Posted by: Zhang Fei   2005-08-20 14:35  

#4  ZF - I believe most police are significantly braver than I would be in their shoes. I'm sure the Mosul police force was derelict, but some of the criticism is a bit ridiculous. I am reminded of the LA shootout between what looked to be 60 police officers against two armed robbers with assault rifles and dressed in full body armour. Police cannot be expected to perform as a USMC fire team.
Posted by: Super Hose   2005-08-20 14:20  

#3  SH: I lived in a town in NC where the local police didn't even make many traffic stops for fear that drivers might be well armed.

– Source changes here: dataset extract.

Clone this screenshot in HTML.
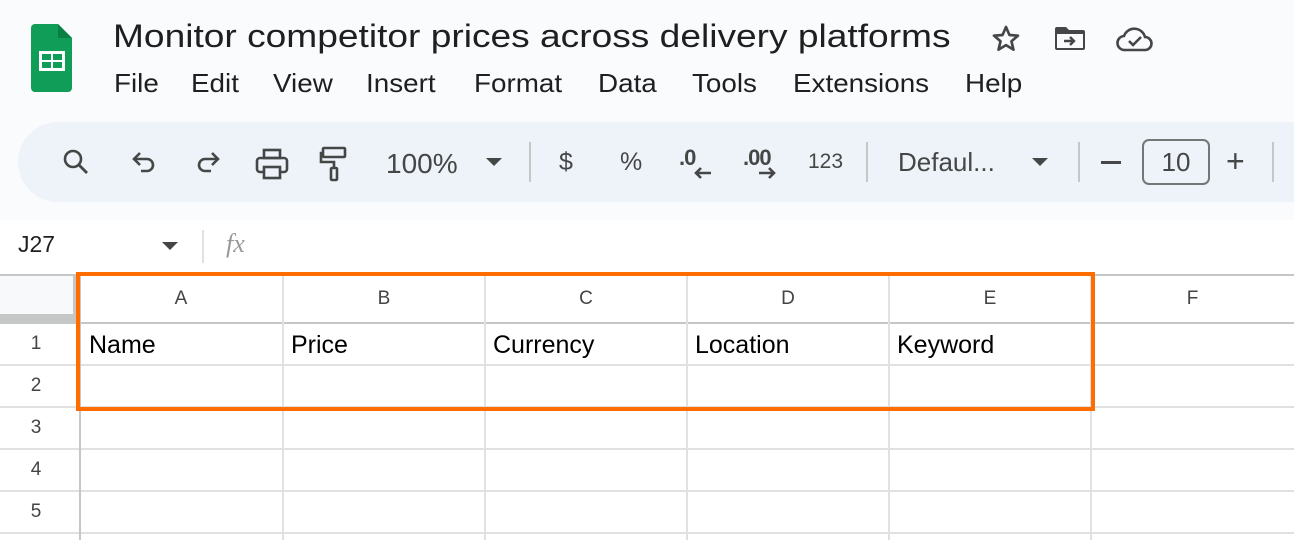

That's not exceptional - I've read that one of the organizers of the London bombings was stopped by a Washington cop - possibly while he was in possession of something illegal. The cop did not search the car because he thought the occupants were very tense, and potentially lethally violent. I guess it also depends on the type of small town. A small town in a blue state probably wouldn't have much in the way of hunting enthusiasts, and not much reason for the cops to be very gung-ho about weapons training.
Posted by: Zhang Fei   2005-08-20 14:06  

#2  Good article from an unreliable source. It's refreshing to see facts sans opinion from the NY Slimes.

Really tough work being done in Mosul by brave men and women.
Posted by: Captain America   2005-08-20 13:40  

#1  Where was the expectation created that a local police force was supposed to duke it out with a large number of armed insurgents? I lived in a town in NC where the local police didn't even make many traffic stops for fear that drivers might be well armed.